The WSWS also spoke with autoworkers at the plant about the struggle being waged by 3,300 Nexteer auto parts workers in Saginaw, Michigan. Workers there rejected a sellout contract by 97.5 percent one week ago, which forced the UAW to call and then promptly cancel a bogus 20-hour strike. Workers have reported that the company has since sought to intimidate workers by firing up to 30, citing problems in productivity. Many workers believe the UAW is responsible for victimizing those workers who are most vocal against the UAW-corporate alliance.

Although the Toledo plant uses parts produced by Saginaw workers, the UAW has not kept workers informed about the struggle at Nexteer. Although many workers did not know about the struggle at Nexteer, once informed by the WSWS campaign team they were unanimous in their support.

One worker at the plant told the Autoworker Newsletter that “Nexteer workers should keep up their fight for everybody. You need to not have divisions because that’s what management wants. We learned at FCA that you can’t trust the UAW. It is paid off by corporate CEOs.”

Another worker, Michael, had heard of the Nexteer contract rejection.

“It’s unfair what they’re doing to them. If they voted ‘no,’ that’s their right. Why fire them? It’s morally wrong. You’ve got to keep fighting. It’s all you can do. If you stay quiet you can’t make any progress.”

The autoworker quoted at the beginning of the article has been following the struggle of Nexteer workers in the Autoworker Newsletter.

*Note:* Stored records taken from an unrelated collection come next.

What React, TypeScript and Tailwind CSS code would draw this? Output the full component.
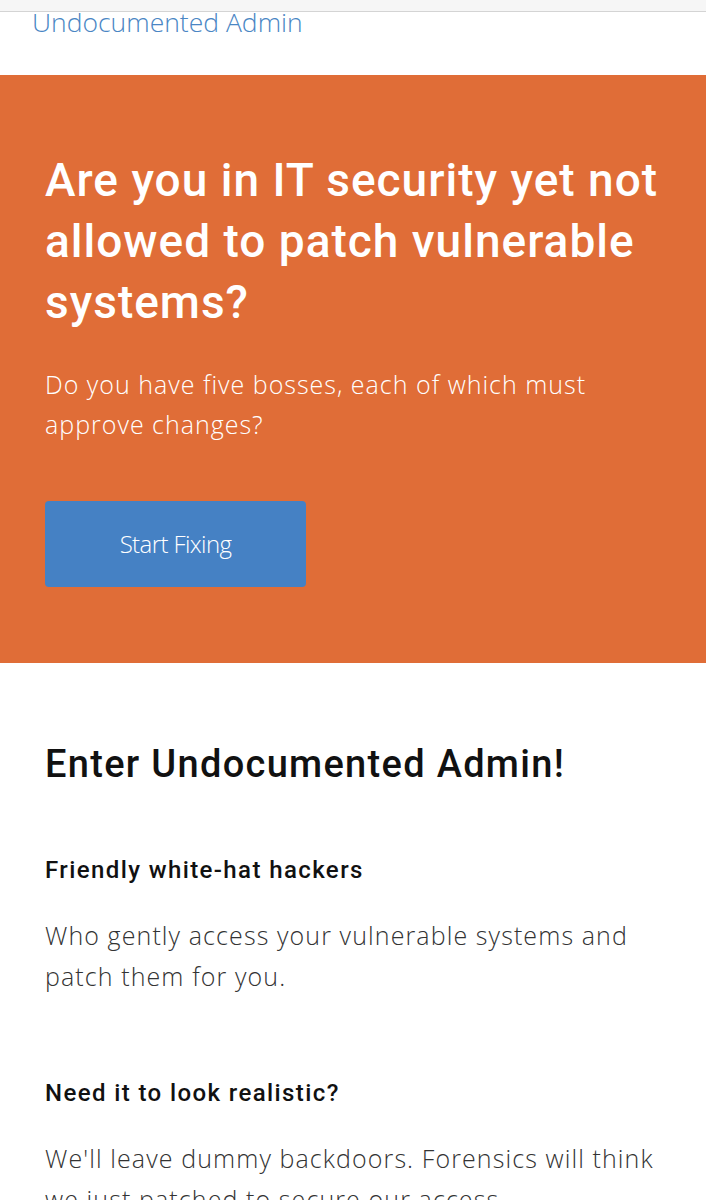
const SANS = "font-['Open_Sans','Lato',sans-serif]";
const HEAD = "font-['Roboto','Liberation_Sans',sans-serif]";

const FEATURES = [
  {
    title: "Friendly white-hat hackers",
    body: "Who gently access your vulnerable systems and patch them for you.",
  },
  {
    title: "Need it to look realistic?",
    body: "We'll leave dummy backdoors. Forensics will think we just patched to secure our access.",
  },
];

export default function App() {
  return (
    <div className="min-h-[1200px] bg-white overflow-hidden">
      {/* browser strip remnant */}
      <div className="h-[12px] bg-[#f6f6f6] border-b border-[#d4d4d4]" />

      <header className="h-[63px] px-[32px] flex items-start">
        <a
          href="#"
          className={`${SANS} block -mt-[7px] text-[26.5px] leading-[34px] font-light text-[#4a86c4]`}
        >
          Undocumented Admin
        </a>
      </header>

      <section className="bg-[#e06d37] h-[588px] pl-[45px] pr-[20px] pt-[75px]">
        <h1
          className={`${HEAD} text-[46px] leading-[61px] font-medium text-white tracking-[1px]`}
        >
          Are you in IT security yet not allowed to patch vulnerable systems?
        </h1>
        <p
          className={`${SANS} mt-[31px] text-[25px] leading-[40px] font-light text-white tracking-[1px] max-w-[580px]`}
        >
          Do you have five bosses, each of which must approve changes?
        </p>
        <button
          className={`${SANS} mt-[57px] w-[261px] h-[86px] rounded-[4px] bg-[#4581c4] text-white text-[24px] font-light tracking-[-0.6px]`}
        >
          Start Fixing
        </button>
      </section>

      <section className="pl-[45px] pr-[30px] pt-[78px]">
        <h2 className={`${HEAD} text-[38px] leading-[46px] font-medium text-[#111] tracking-[1.3px]`}>
          Enter Undocumented Admin!
        </h2>
        <div className="mt-[67px] flex flex-col gap-[80px]">
          {FEATURES.map((f) => (
            <div key={f.title}>
              <h3 className={`${HEAD} text-[24px] leading-[32px] font-medium text-[#111] tracking-[1.4px]`}>
                {f.title}
              </h3>
              <p
                className={`${SANS} mt-[29px] text-[25px] leading-[41px] font-light text-[#333] tracking-[1.1px] max-w-[625px]`}
              >
                {f.body}
              </p>
            </div>
          ))}
        </div>
      </section>
    </div>
  );
}
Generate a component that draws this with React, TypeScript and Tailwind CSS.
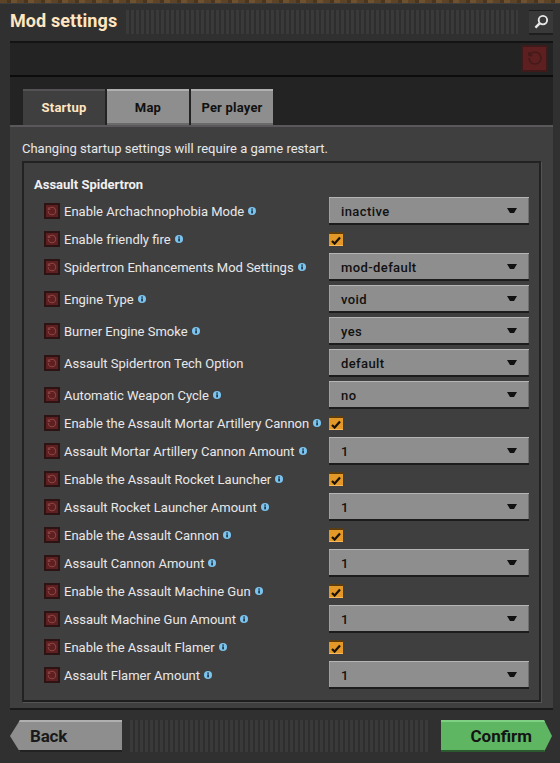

“They have the company by the throat,” the worker said. “It’s a matter of keeping the union from scaring people. The UAW antagonizes and harasses everyone to the point where they might break like they did at FCA. It wasn’t that they pulled a good lie; it was that they harassed people, and people are afraid to stand up and lose their jobs. Nexteer workers have to have a mindset of not struggling for garbage and not make our mistake by listening to the union.”